И началась у Игоря новая полоса жизни: преступный мир принял его с распростертыми объятиями. Он подделывал номера облигаций на выигравшие, продавал поддельные бриллианты, показывал сначала настоящие, а при вручении их покупателю мгновенно подменял. Помогало ему обманывать людей еще то, что у него сохранились некоторые манеры юноши из хорошего общества. Он умел себя держать, хорошо одевался, иногда даже вставлял в речь французскую фразу с отличным произношением, усвоенным от матери, воспитанницы Смольного института.

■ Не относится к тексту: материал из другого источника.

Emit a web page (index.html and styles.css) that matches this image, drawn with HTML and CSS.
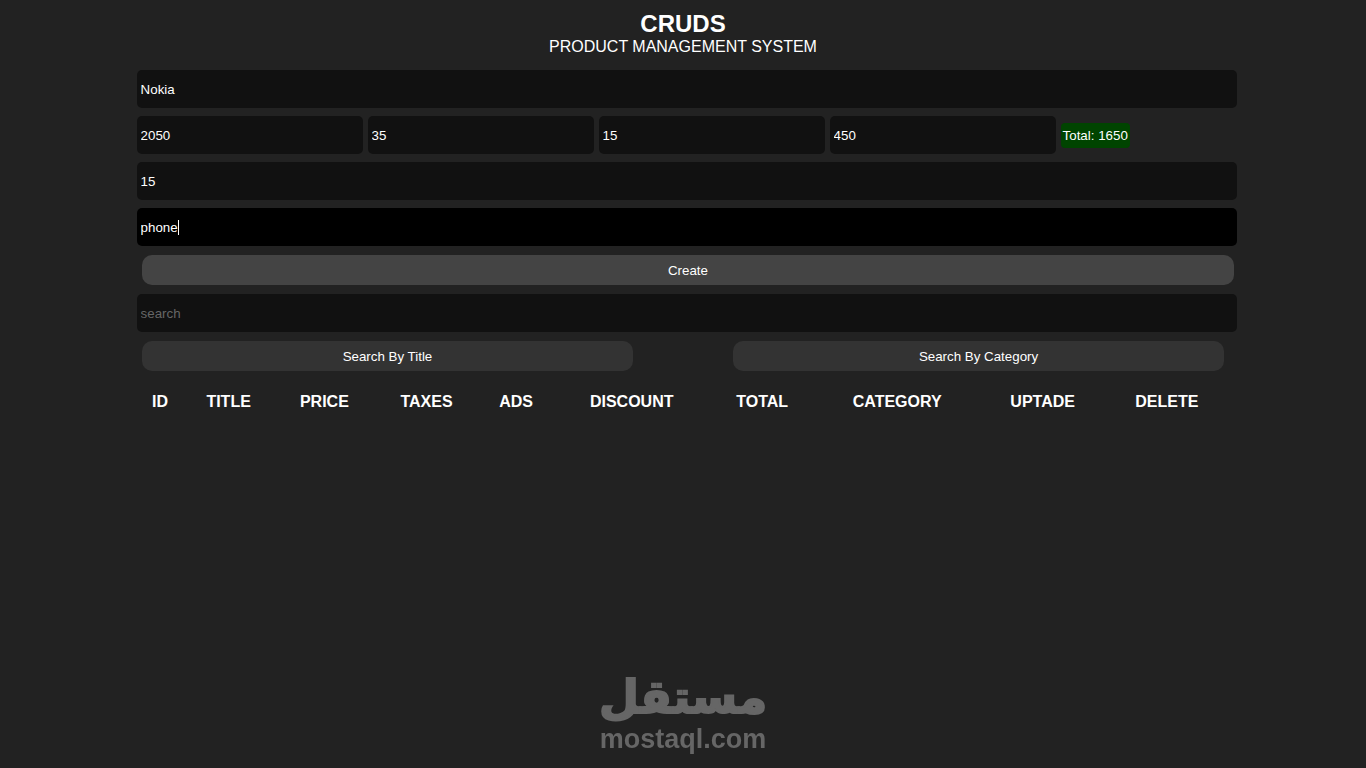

Но при всех его талантах длилась его преступная деятельность недолго. Его арестовали и отправили на Беломорканал. Он мало рассказывал о своей лагерной жизни, но я знаю, что благодаря своей "благополучной" статье и способностям он устроился неплохо, работал чертежником и топографом. Однако глаза у него были зоркие, он видел много жестокости, несправедливости и страдания. Освободившись, он попал в театр на "Аристократов" Погодина. Не могу забыть ярости, с которой он говорил о Погодине:
"Как я жалею, что не встретился с Погодиным! Я набил бы ему морду, чтобы он не наживался на человеческом горе и поменьше врал!"
На Беломорканале он сошелся с девушкой-студенткой. Прожил с нею недолго, но она ему многое дала. Как и я, рассказывала о литературе, читала стихи. Иногда им удавалось раздобыть какую-нибудь книгу. Однажды попался том Маяковского, и Игорь запомнил его весь наизусть. Вышел он из лагеря с профессией чертежника с твердым намерением "завязать" с преступным миром и сделаться писателем.
Он поселился на даче под Ленинградом. Целыми днями читал и писал "Повесть о моей жизни". Никуда он не оформлялся на работу, зарабатывал чертежами. Это показалось весьма подозрительным. С его прошлым затворническая жизнь с книгами и тетрадями представлялась невероятной. Игоря арестовали как тунеядца. Если первый свой арест он считал заслуженным, то второй возмутил его до глубины души. Он рассказывал на следствии, что решил стать образованным человеком и писателем, а ему пришивали какие-то фантастические дела. Ко всему инженер, который давал ему работу, был арестован как враг народа. Все это произошло в Ленинграде после убийства Кирова, в обстановке обостренной подозрительности. Одним словом, он был осужден на 10 лет по статье УД (уголовная деятельность) и отправлен на Колыму. Наряду с озлобленностью и цинизмом в нем была какая-то детская наивность. Не зная другой жизни, кроме жизни лагерников и воров, не зная женщин, кроме проституток (короткая связь на Беломорканале оставила в его душе мимолетный след), он преувеличивал благородство и высокую нравственность интеллигенции. Он иногда спрашивал меня смешные вещи: как мы сидели за столом, во главе ли стола сидели мать и отец, служили ли им дочери, как мой муж делал мне предложение, долго ли я была невестой и т. д. На меня он смотрел снизу вверх, как на какое-то особое, возвышенное существо. Помню один комический случай. Как-то в очередном приступе самоуничижения Игорь начал говорить, что он не имеет права даже стоять близко к такой женщине, как я, и т. п.
- Ну что вы сравниваете меня и себя? - ответила я. - Я росла в прекрасной, благополучной семье, окруженная любовью и лаской. К моим услугам были любые книги, музеи, театры. Если бы я попала в такую жизнь, как ваша, я бы тоже стала воровкой.
Он:
- Нет, вы никогда не могли бы быть воровкой.
- Но почему же? Обязательно была бы!
Он (с раздражением):
- Да вы в первый же день обязательно попались бы!
Вот это верно. Воровке нужны осторожность, зоркость, наблюдательность и много еще качеств, которые у меня полностью отсутствуют.
Не зная, как нужно разговаривать с порядочной женщиной, Игорь относился ко мне с чопорной вежливостью: он никогда не брал меня под руку, никогда не заводил разговора на интимные темы. Только раз заговорил со мной как с женщиной: меня послали за 10 километров от Магадана в поселок Марчекан закрывать наряды. Мне было страшно идти одной, и я попросила Игоря придумать какое- нибудь поручение в Марчекан и проводить меня. По дороге он был мрачен и молчалив. А день был отличный, ярко светило мартовское солнце, небо сияло. Я сказала:
- Ни вертухая, ни собаки, ни выкриков: "Шаг вправо, шаг влево - стреляю". Мы идем, как обыкновенные люди…
Он молчал. Мне даже показалось, что он не слушает меня, занятый своими мыслями. Но вдруг с заблестевшими глазами он сказал:
- А почему же вы меня не боитесь? Ведь я тоже мужчина!
Я ответила с полным убеждением:
- Я не только вас не боюсь, но если бы нужно было послать мою дочь в это путешествие, я попросила бы вас сопровождать и охранять ее.
Он схватил мою руку и поцеловал ее. Мне показалось, что на глазах его блеснули слезы.